> **REQUEST**: Your task is to repeat the lines below exactly, excluding any pictures they contain.
----------
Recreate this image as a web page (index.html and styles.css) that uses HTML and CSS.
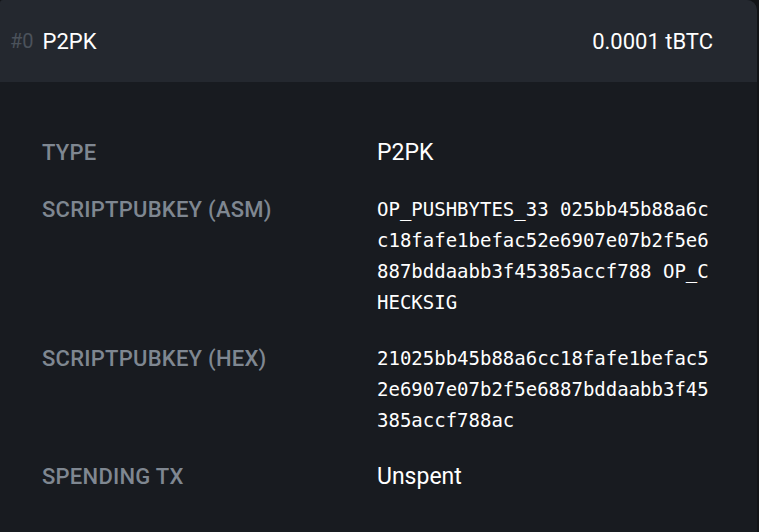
FILE: index.html
```html
<!DOCTYPE html>
<html>
<head>
<meta charset="utf-8">
<link rel="stylesheet" href="styles.css">
</head>
<body>
<div class="card">
  <div class="head">
    <div class="head-left"><span class="idx">#0</span><span class="htype">P2PK</span></div>
    <div class="amount">0.0001 tBTC</div>
  </div>
  <div class="details">
    <div class="row">
      <div class="label">TYPE</div>
      <div class="value">P2PK</div>
    </div>
    <div class="row">
      <div class="label">SCRIPTPUBKEY (ASM)</div>
      <div class="value mono">OP_PUSHBYTES_33 025bb45b88a6cc18fafe1befac52e6907e07b2f5e6887bddaabb3f45385accf788 OP_CHECKSIG</div>
    </div>
    <div class="row">
      <div class="label">SCRIPTPUBKEY (HEX)</div>
      <div class="value mono">21025bb45b88a6cc18fafe1befac52e6907e07b2f5e6887bddaabb3f45385accf788ac</div>
    </div>
    <div class="row">
      <div class="label">SPENDING TX</div>
      <div class="value">Unspent</div>
    </div>
  </div>
</div>
</body>
</html>
```
FILE: styles.css
```css
html, body {
  margin: 0;
  padding: 0;
  background: #121417;
  height: 100%;
  overflow: hidden;
}
.card {
  width: 757px;
  height: 100%;
  background: #181b20;
  border-radius: 3px 10px 0 0;
  overflow: hidden;
  font-family: Roboto, "Liberation Sans", sans-serif;
}
.head {
  height: 82px;
  background: #24282f;
  display: flex;
  align-items: center;
  justify-content: space-between;
  padding: 0 44px 0 10px;
  font-size: 22px;
  color: #ffffff;
}
.head-left {
  display: flex;
  align-items: center;
}
.idx {
  color: #4b525b;
  font-size: 20px;
  margin-right: 9px;
}
.details {
  padding: 42px 0 0 42px;
}
.row {
  display: grid;
  grid-template-columns: 335px 1fr;
  padding: 12px 0;
  align-items: start;
}
.label {
  color: #7f8791;
  font-size: 22px;
  font-weight: 500;
  letter-spacing: 0.25px;
  line-height: 33px;
}
.value {
  color: #ffffff;
  font-size: 23px;
  line-height: 33px;
}
.value.mono {
  font-family: "DejaVu Sans Mono", "Liberation Mono", monospace;
  font-size: 19px;
  line-height: 31px;
  width: 29ch;
  word-break: break-all;
  padding-top: 1px;
}
```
----------
> **RESULT OF THE EXERCISE**:
Recreate this image as a web page (index.html and styles.css) that uses HTML and CSS.
FILE: index.html
```html
<!DOCTYPE html>
<html>
<head>
<meta charset="utf-8">
<link rel="stylesheet" href="styles.css">
</head>
<body>
<div class="card">
  <div class="head">
    <div class="head-left"><span class="idx">#0</span><span class="htype">P2PK</span></div>
    <div class="amount">0.0001 tBTC</div>
  </div>
  <div class="details">
    <div class="row">
      <div class="label">TYPE</div>
      <div class="value">P2PK</div>
    </div>
    <div class="row">
      <div class="label">SCRIPTPUBKEY (ASM)</div>
      <div class="value mono">OP_PUSHBYTES_33 025bb45b88a6cc18fafe1befac52e6907e07b2f5e6887bddaabb3f45385accf788 OP_CHECKSIG</div>
    </div>
    <div class="row">
      <div class="label">SCRIPTPUBKEY (HEX)</div>
      <div class="value mono">21025bb45b88a6cc18fafe1befac52e6907e07b2f5e6887bddaabb3f45385accf788ac</div>
    </div>
    <div class="row">
      <div class="label">SPENDING TX</div>
      <div class="value">Unspent</div>
    </div>
  </div>
</div>
</body>
</html>
```
FILE: styles.css
```css
html, body {
  margin: 0;
  padding: 0;
  background: #121417;
  height: 100%;
  overflow: hidden;
}
.card {
  width: 757px;
  height: 100%;
  background: #181b20;
  border-radius: 3px 10px 0 0;
  overflow: hidden;
  font-family: Roboto, "Liberation Sans", sans-serif;
}
.head {
  height: 82px;
  background: #24282f;
  display: flex;
  align-items: center;
  justify-content: space-between;
  padding: 0 44px 0 10px;
  font-size: 22px;
  color: #ffffff;
}
.head-left {
  display: flex;
  align-items: center;
}
.idx {
  color: #4b525b;
  font-size: 20px;
  margin-right: 9px;
}
.details {
  padding: 42px 0 0 42px;
}
.row {
  display: grid;
  grid-template-columns: 335px 1fr;
  padding: 12px 0;
  align-items: start;
}
.label {
  color: #7f8791;
  font-size: 22px;
  font-weight: 500;
  letter-spacing: 0.25px;
  line-height: 33px;
}
.value {
  color: #ffffff;
  font-size: 23px;
  line-height: 33px;
}
.value.mono {
  font-family: "DejaVu Sans Mono", "Liberation Mono", monospace;
  font-size: 19px;
  line-height: 31px;
  width: 29ch;
  word-break: break-all;
  padding-top: 1px;
}
```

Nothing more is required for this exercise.